Witnessing the Corruption: A Minimal Reproduction Walkthrough
Seeing is believing, and for this PyTorch tensor bug, a minimal reproduction snippet perfectly illustrates the problem. This practical example will walk you through the steps to observe the shape metadata corruption firsthand, demonstrating exactly how a seemingly innocuous resize_() call can lead to a corrupted tensor and subsequent crashes. The goal here is to highlight the discrepancy between the tensor's reported shape and its actual storage size after a failed resize attempt. Let's set the stage with the provided code snippet:
First, we need to import the necessary libraries, torch for tensor operations and numpy to create a non-resizable buffer:
import torch
import numpy as np
Next, we'll create non-resizable storage. This is the critical component. We generate an empty NumPy array of a specific data type and then obtain its untyped storage which PyTorch will reference. This storage, because it's managed by NumPy and not PyTorch's internal allocator, cannot be resized by PyTorch:
# Create non-resizable storage (0 bytes)
locked_storage = torch.from_numpy(np.array([], dtype=np.int32)).untyped_storage()

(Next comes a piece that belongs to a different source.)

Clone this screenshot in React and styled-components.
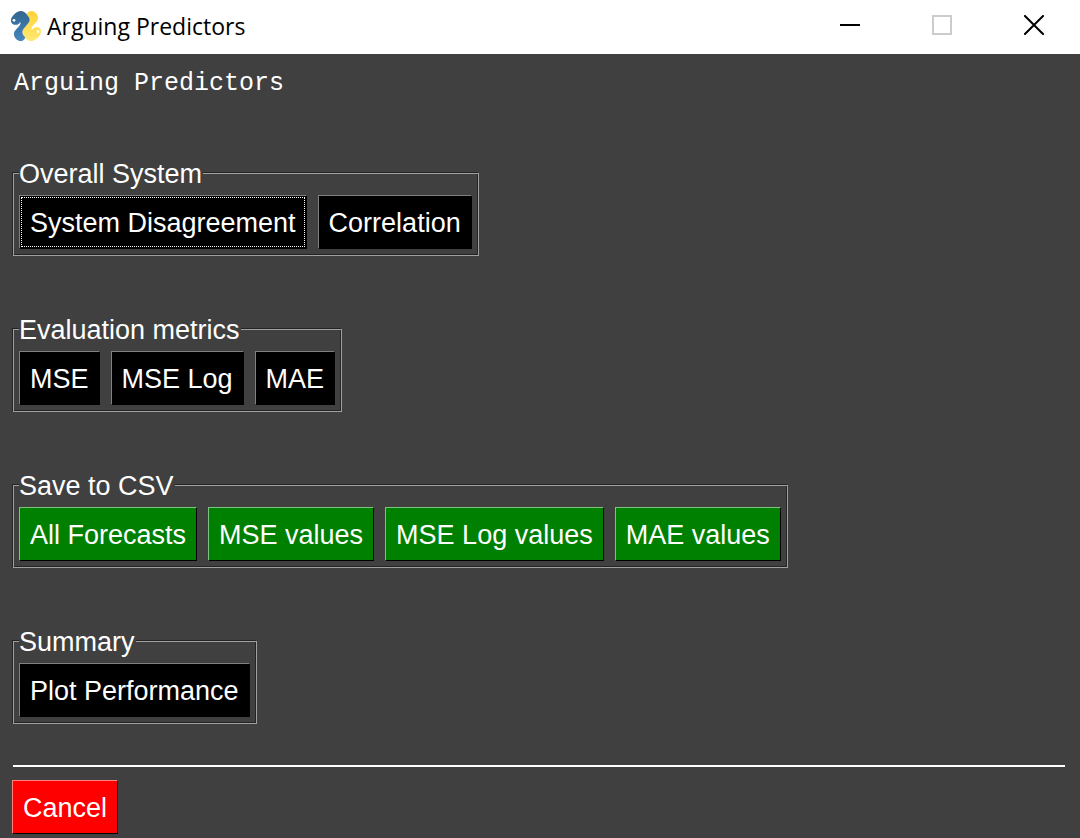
import React from 'react';
import styled, { createGlobalStyle } from 'styled-components';

const GlobalStyle = createGlobalStyle`
  *, *::before, *::after { box-sizing: border-box; }
  body {
    margin: 0;
    background: #404040;
    color: #fff;
    font-family: "Liberation Sans", Arial, sans-serif;
    font-size: 27px;
    line-height: 31px;
  }
`;

const Window = styled.div`
  display: flex;
  flex-direction: column;
  min-height: 100vh;
`;

const TitleBar = styled.header`
  display: flex;
  align-items: center;
  justify-content: space-between;
  height: 54px;
  padding-left: 10px;
  background: #fff;
  color: #000;
`;

const TitleGroup = styled.div`
  display: flex;
  align-items: center;
  gap: 5px;
  padding-bottom: 2px;
`;

const TitleText = styled.span`
  font-family: "Open Sans", "Segoe UI", sans-serif;
  font-size: 23px;
  line-height: 32px;
  white-space: nowrap;
`;

const WindowControls = styled.div`
  display: flex;
  align-self: stretch;
`;

const ControlButton = styled.button`
  display: flex;
  align-items: center;
  justify-content: center;
  width: 92px;
  height: 50px;
  padding: 0;
  border: 0;
  background: transparent;
  color: ${({ disabled }) => (disabled ? '#ccc' : '#000')};
`;

const Content = styled.main`
  display: flex;
  flex-direction: column;
  align-items: flex-start;
  padding: 14px 15px 4px 12px;
`;

const Heading = styled.h1`
  margin: 0 0 58px 2px;
  font-family: "Liberation Mono", Consolas, monospace;
  font-size: 25px;
  font-weight: 400;
  line-height: 31px;
`;

const Groups = styled.div`
  display: flex;
  flex-direction: column;
  align-items: flex-start;
  gap: 57px;
`;

const Frame = styled.fieldset`
  min-width: 0;
  margin: 0 0 0 1px;
  padding: 5px 6px 6px 5px;
  border: 1px solid #a0a0a0;
  box-shadow: inset -1px -1px #242424, -1px -1px #242424;
`;

const FrameLabel = styled.legend`
  padding: 2px 1px 0 0;
  background: #404040;
`;

const ButtonRow = styled.div`
  display: flex;
  flex-wrap: wrap;
  gap: 11px;
`;

const tones = {
  black: { face: '#000', light: '#808080' },
  green: { face: '#008000', light: '#80c080' },
  red: { face: '#f00', light: '#ff8080' },
};

const ActionButton = styled.button`
  height: 54px;
  padding: 2px 10px 0;
  border: 1px solid #000;
  border-top-color: ${({ $tone }) => tones[$tone].light};
  border-left-color: ${({ $tone }) => tones[$tone].light};
  background: ${({ $tone }) => tones[$tone].face};
  color: #fff;
  font: inherit;
  white-space: nowrap;
  outline: ${({ $focused }) => ($focused ? '1px dotted #fff' : 'none')};
  outline-offset: -3px;
`;

const Divider = styled.hr`
  align-self: stretch;
  height: 2px;
  margin: 41px 0 13px 1px;
  border: 0;
  background: #fff;
`;

const groups = [
  { label: 'Overall System', tone: 'black', actions: ['System Disagreement', 'Correlation'] },
  { label: 'Evaluation metrics', tone: 'black', actions: ['MSE', 'MSE Log', 'MAE'] },
  {
    label: 'Save to CSV',
    tone: 'green',
    actions: ['All Forecasts', 'MSE values', 'MSE Log values', 'MAE values'],
  },
  { label: 'Summary', tone: 'black', actions: ['Plot Performance'] },
];

const snake =
  'M62 30C70 30 76 34 80 40C84 46 90 50 89 58C88 66 82 69 78 75C74 81 68 84 67 92C66 100 72 104 76 110C72 117 68 120 62 120C53 120 43 111 42 101C41 90 49 85 56 77C60 72 63 68 61 63C57 70 50 73 42 71C34 69 31 60 34 52C38 43 51 30 62 30Z';

function Logo() {
  return (
    <svg width="32" height="32" viewBox="30 27 96 96" aria-hidden="true">
      <defs>
        <linearGradient id="blue" x1="0" y1="0" x2="0" y2="1">
          <stop offset="0" stopColor="#30658f" />
          <stop offset="1" stopColor="#4587bd" />
        </linearGradient>
        <linearGradient id="yellow" x1="0" y1="0" x2="0" y2="1">
          <stop offset="0" stopColor="#ffe873" />
          <stop offset="1" stopColor="#ffd336" />
        </linearGradient>
      </defs>
      <path d={snake} fill="url(#yellow)" transform="rotate(180 78 75)" />
      <path d={snake} fill="url(#blue)" />
      <circle cx="42" cy="58" r="4" fill="#fff" />
      <circle cx="114" cy="92" r="4" fill="#fff" />
    </svg>
  );
}

export default function App() {
  return (
    <Window>
      <GlobalStyle />
      <TitleBar>
        <TitleGroup>
          <Logo />
          <TitleText>Arguing Predictors</TitleText>
        </TitleGroup>
        <WindowControls>
          <ControlButton type="button" aria-label="Minimize">
            <svg width="20" height="20" viewBox="0 0 20 20">
              <path d="M0 10H20" stroke="currentColor" strokeWidth="2" />
            </svg>
          </ControlButton>
          <ControlButton type="button" aria-label="Maximize" disabled>
            <svg width="20" height="20" viewBox="0 0 20 20">
              <rect x="1" y="1" width="18" height="18" fill="none" stroke="currentColor" strokeWidth="2" />
            </svg>
          </ControlButton>
          <ControlButton type="button" aria-label="Close">
            <svg width="20" height="20" viewBox="0 0 20 20">
              <path d="M1 1L19 19M19 1L1 19" stroke="currentColor" strokeWidth="2" strokeLinecap="square" />
            </svg>
          </ControlButton>
        </WindowControls>
      </TitleBar>
      <Content>
        <Heading>Arguing Predictors</Heading>
        <Groups>
          {groups.map(({ label, tone, actions }, groupIndex) => (
            <Frame key={label}>
              <FrameLabel>{label}</FrameLabel>
              <ButtonRow>
                {actions.map((action, index) => (
                  <ActionButton
                    key={action}
                    type="button"
                    $tone={tone}
                    $focused={groupIndex === 0 && index === 0}
                  >
                    {action}
                  </ActionButton>
                ))}
              </ButtonRow>
            </Frame>
          ))}
        </Groups>
        <Divider />
        <ActionButton type="button" $tone="red">Cancel</ActionButton>
      </Content>
    </Window>
  );
}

Now, we inject this locked storage into a fresh PyTorch tensor. We start with an empty torch.tensor and then use set_() to point it to our locked_storage. At this point, t correctly reflects an empty tensor with 0 bytes of storage:
t = torch.tensor([], dtype=torch.int32)
t.set_(locked_storage)
The moment of truth: we attempt to resize this tensor. We wrap this call in a try-except block, as we expect a RuntimeError because the storage is not resizable. The intention is to resize it to (5, 5, 5):
# Attempt to resize (Expected: Fail, maintain original shape)
# (Actual: Fails, but updates shape to 5x5x5)
try:
t.resize_((5, 5, 5))
except RuntimeError:
pass
After the RuntimeError is caught (and effectively ignored by pass), we verify the corruption. We print the tensor's shape and the number of bytes in its storage. Here's where the inconsistency becomes glaringly obvious:
# Verify corruption
print(f"Shape: {t.shape}") # Prints: torch.Size([5, 5, 5])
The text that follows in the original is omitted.